10. Wilmington Blue Rocks (High-A, Washington Nationals)
Prospects: RHP Cade Cavalli (No. 1, MLB No. 86), RHP Jackson Rutledge (No. 2), RHP Cole Henry (No. 3), INF Yasel Antuna (No. 4), LHP Matt Cronin (No. 10), C Israel Pineda (No. 15), RHP Joan Adon (No. 16), RHP Holden Powell (No. 20), RHP Tyler Dyson (No. 23), LHP Evan Lee (No. 24), RHP Reid Schaller (No. 27)

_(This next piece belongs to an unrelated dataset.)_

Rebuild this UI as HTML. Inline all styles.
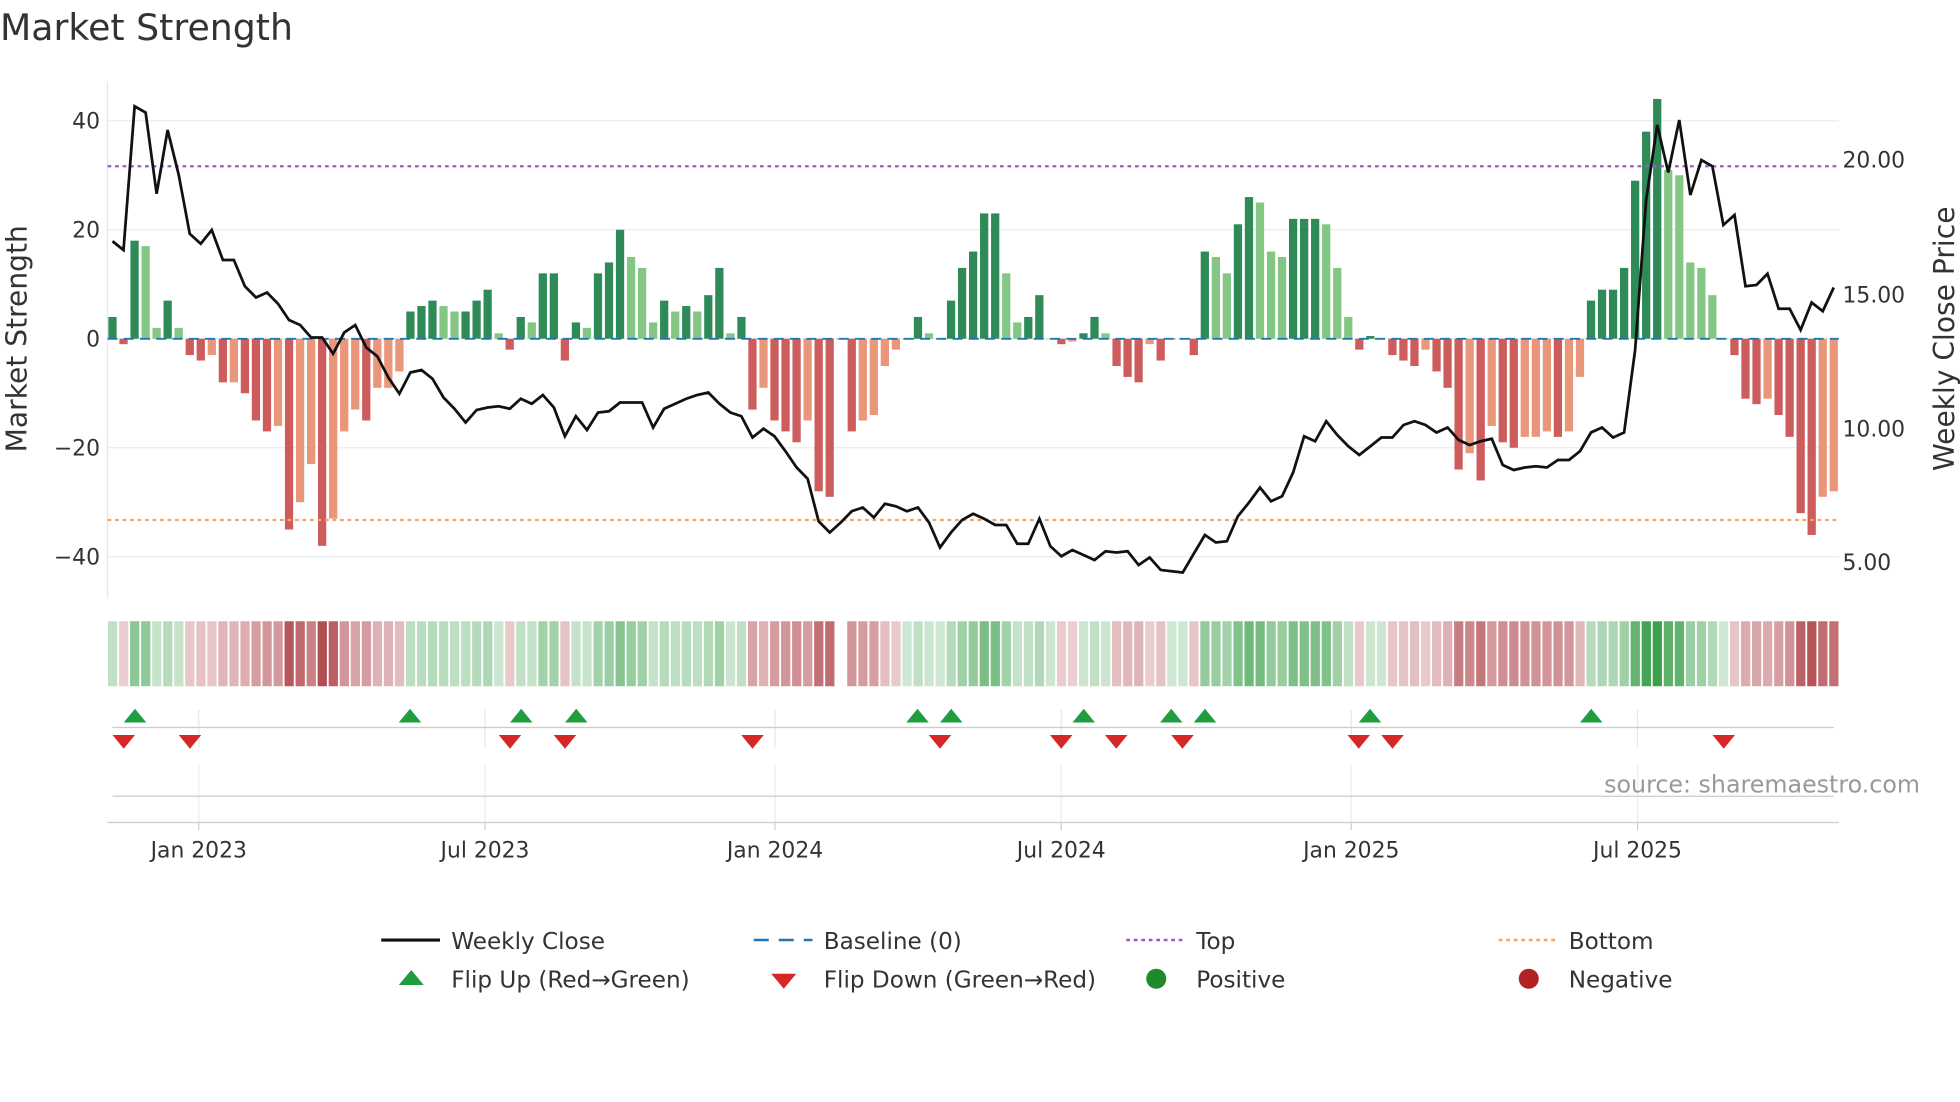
<!DOCTYPE html>
<html><head><meta charset="utf-8"><style>
html,body{margin:0;padding:0;background:#fff;width:1960px;height:1102px;overflow:hidden}
svg{display:block}
text{font-family:"DejaVu Sans","Liberation Sans",sans-serif;fill:#333}
</style></head><body>
<svg id="s" width="1960" height="1102" viewBox="0 0 1568 881.6" xmlns="http://www.w3.org/2000/svg">
<text x="0" y="32" font-size="29" fill="#333">Market Strength</text>
<g id="g"></g>
</svg>
<script>
const V=[4,-1,18,17,2,7,2,-3,-4,-3,-8,-8,-10,-15,-17,-16,-35,-30,-23,-38,-33,-17,-13,-15,-9,-9,-6,5,6,7,6,5,5,7,9,1,-2,4,3,12,12,-4,3,2,12,14,20,15,13,3,7,5,6,5,8,13,1,4,-13,-9,-15,-17,-19,-15,-28,-29,0,-17,-15,-14,-5,-2,0,4,1,0,7,13,16,23,23,12,3,4,8,0,-1,-0.5,1,4,1,-5,-7,-8,-1,-4,0,0,-3,16,15,12,21,26,25,16,15,22,22,22,21,13,4,-2,0.5,0,-3,-4,-5,-2,-6,-9,-24,-21,-26,-16,-19,-20,-18,-18,-17,-18,-17,-7,7,9,9,13,29,38,44,31,30,14,13,8,0,-3,-11,-12,-11,-14,-18,-32,-36,-29,-28];
const L=[193,200,85,90,155,104,140,187,195,184,208,208,229,238,234,243,256,260,270,270,283,266,260,278,285,302,315,298,296,303,318,327,338,328,326,325,327,319,323,316,326,349,333,344,330,329,322,322,322,342,327,323,319,316,314,323,330,333,350,343,349,361,374,383,417,426,418,409,406,414,403,405,409,406,418,438,426,416,411,415,420,420,435,435,415,437,445,440,444,448,441,442,441,452,446,456,457,458,443,428,434,433,413,402,390,401,397,378,349,353,337,348,357,364,357,350,350,340,337,340,346,342,352,356,353,351,372,376,374,373,374,368,368,361,346,342,350,346,280,160,100,138,96,156,128,133,180,172,229,228,219,247,247,264,242,249,230];
const n=V.length, x0=90, dx=(1467-90)/(n-1);
const Y=v=>271-v*4.36;
let h='';
for(const v of [40,20,0,-20,-40]){h+=`<line x1="86" x2="1471" y1="${Y(v)}" y2="${Y(v)}" stroke="#ebebeb" stroke-width="1"/>`;
 h+=`<text x="80" y="${Y(v)+6}" font-size="17.5" text-anchor="end">${v<0?'\u2212'+(-v):v}</text>`;}
h+=`<line x1="86" x2="86" y1="65" y2="478" stroke="#e6e6e6"/>`;
[[20,128],[15,236],[10,343],[5,450]].forEach(([p,y])=>h+=`<text x="1474" y="${y+6}" font-size="17.5">${p.toFixed(2)}</text>`);
h+=`<text transform="translate(21,271) rotate(-90)" font-size="22.5" text-anchor="middle">Market Strength</text>`;
h+=`<text transform="translate(1563,271) rotate(-90)" font-size="22.5" text-anchor="middle">Weekly Close Price</text>`;
for(let i=0;i<n;i++){const v=V[i],p=i?V[i-1]:0,x=x0+i*dx;let c;
 if(v>=0)c=v>=p?'#2e8b57':'#84c784';else c=v<p?'#cd5c5c':'#e9967a';
 const y=Math.min(Y(v),271),hh=Math.abs(v*4.36);
 h+=`<rect x="${x-3.3}" y="${y}" width="6.6" height="${Math.max(hh,0.5)}" fill="${c}"/>`;
 const a=Math.min(Math.abs(v)/40,1);let col;
 if(v>=0){const t=0.25+0.75*a;col=`rgb(${Math.round(255-t*(255-60))},${Math.round(255-t*(255-160))},${Math.round(255-t*(255-75))})`;}
 else{const t=0.25+0.75*a;col=`rgb(${Math.round(255-t*(255-175))},${Math.round(255-t*(255-70))},${Math.round(255-t*(255-75))})`;}
 if(v!==0||i!=66)h+=`<rect x="${x-3.6}" y="497" width="7.4" height="52" fill="${col}"/>`;
}
h+=`<line x1="86" x2="1471" y1="271" y2="271" stroke="#1f77b4" stroke-width="1.5" stroke-dasharray="8,5"/>`;
h+=`<line x1="86" x2="1471" y1="133" y2="133" stroke="#9b59d0" stroke-width="1.8" stroke-dasharray="3,3"/>`;
h+=`<line x1="86" x2="1471" y1="416" y2="416" stroke="#f4a460" stroke-width="1.8" stroke-dasharray="3,3"/>`;
h+=`<polyline fill="none" stroke="#111" stroke-width="2.2" points="${L.map((y,i)=>(x0+i*dx).toFixed(1)+','+y).join(' ')}"/>`;
const D=[[159,'Jan 2023'],[388,'Jul 2023'],[620,'Jan 2024'],[849,'Jul 2024'],[1081,'Jan 2025'],[1310,'Jul 2025']];
D.forEach(([x,t])=>{h+=`<line x1="${x}" x2="${x}" y1="568" y2="598" stroke="#e6e6e6"/><line x1="${x}" x2="${x}" y1="612" y2="658" stroke="#eee"/><line x1="${x}" x2="${x}" y1="658" y2="664" stroke="#ccc"/><text x="${x}" y="686" font-size="17.5" text-anchor="middle">${t}</text>`;});
h+=`<line x1="90" x2="1467" y1="582" y2="582" stroke="#ccc"/><line x1="90" x2="1467" y1="637" y2="637" stroke="#ccc"/><line x1="86" x2="1471" y1="658" y2="658" stroke="#ccc"/>`;
[108,328,417,461,734,761,867,937,964,1096,1273].forEach(x=>h+=`<polygon points="${x-9},578 ${x+9},578 ${x},567" fill="#1f9d3f"/>`);
[99,152,408,452,602,752,849,893,946,1087,1114,1379].forEach(x=>h+=`<polygon points="${x-9},588 ${x+9},588 ${x},599" fill="#d62728"/>`);
h+=`<text x="1536" y="634" font-size="19" text-anchor="end" style="fill:#999">source: sharemaestro.com</text>`;
const lg=(x,y,sym,t)=>{h+=sym+`<text x="${x+56}" y="${y+7}" font-size="18.5">${t}</text>`;};
lg(305,752,`<line x1="305" x2="352" y1="752" y2="752" stroke="#111" stroke-width="2.5"/>`,'Weekly Close');
lg(603,752,`<line x1="603" x2="650" y1="752" y2="752" stroke="#1f77b4" stroke-width="2" stroke-dasharray="12,8"/>`,'Baseline (0)');
lg(901,752,`<line x1="901" x2="946" y1="752" y2="752" stroke="#9b59d0" stroke-width="2" stroke-dasharray="3,3"/>`,'Top');
lg(1199,752,`<line x1="1199" x2="1244" y1="752" y2="752" stroke="#f4a460" stroke-width="2" stroke-dasharray="3,3"/>`,'Bottom');
lg(305,783,`<polygon points="319,788 339,788 329,776" fill="#1f9d3f"/>`,'Flip Up (Red\u2192Green)');
lg(603,783,`<polygon points="617,779 637,779 627,791" fill="#d62728"/>`,'Flip Down (Green\u2192Red)');
lg(901,783,`<circle cx="925" cy="783" r="8" fill="#1f8a2a"/>`,'Positive');
lg(1199,783,`<circle cx="1223" cy="783" r="8" fill="#b22222"/>`,'Negative');
document.getElementById('g').innerHTML=h;
</script>
</body></html>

Graduations and trades have left the Nationals system with significantly less depth than other organizations. The depth it does have is super concentrated at High-A Wilmington to open 2021. No other Minor League team boasts all four of its parent club's top prospects like the Blue Rocks do now. That includes the group of big, hard-throwing right-handers the Nats themselves call The Big Three in Cavalli, Rutledge and Henry. Cavalli is already a Top 100 prospect, and Rutledge isn't far from joining him with a plus-plus fastball and plus slider of his own. Deeper down, Washington pegged reliever Cronin as a potential quick-mover, and the organization is pleased with the pop Pineda has shown this spring. Outside of Durham and Everett at the top of this list, no Minor League team will feature as many of its parent club's Top 30 prospects as Wilmington will in its first season as a Nats affiliate.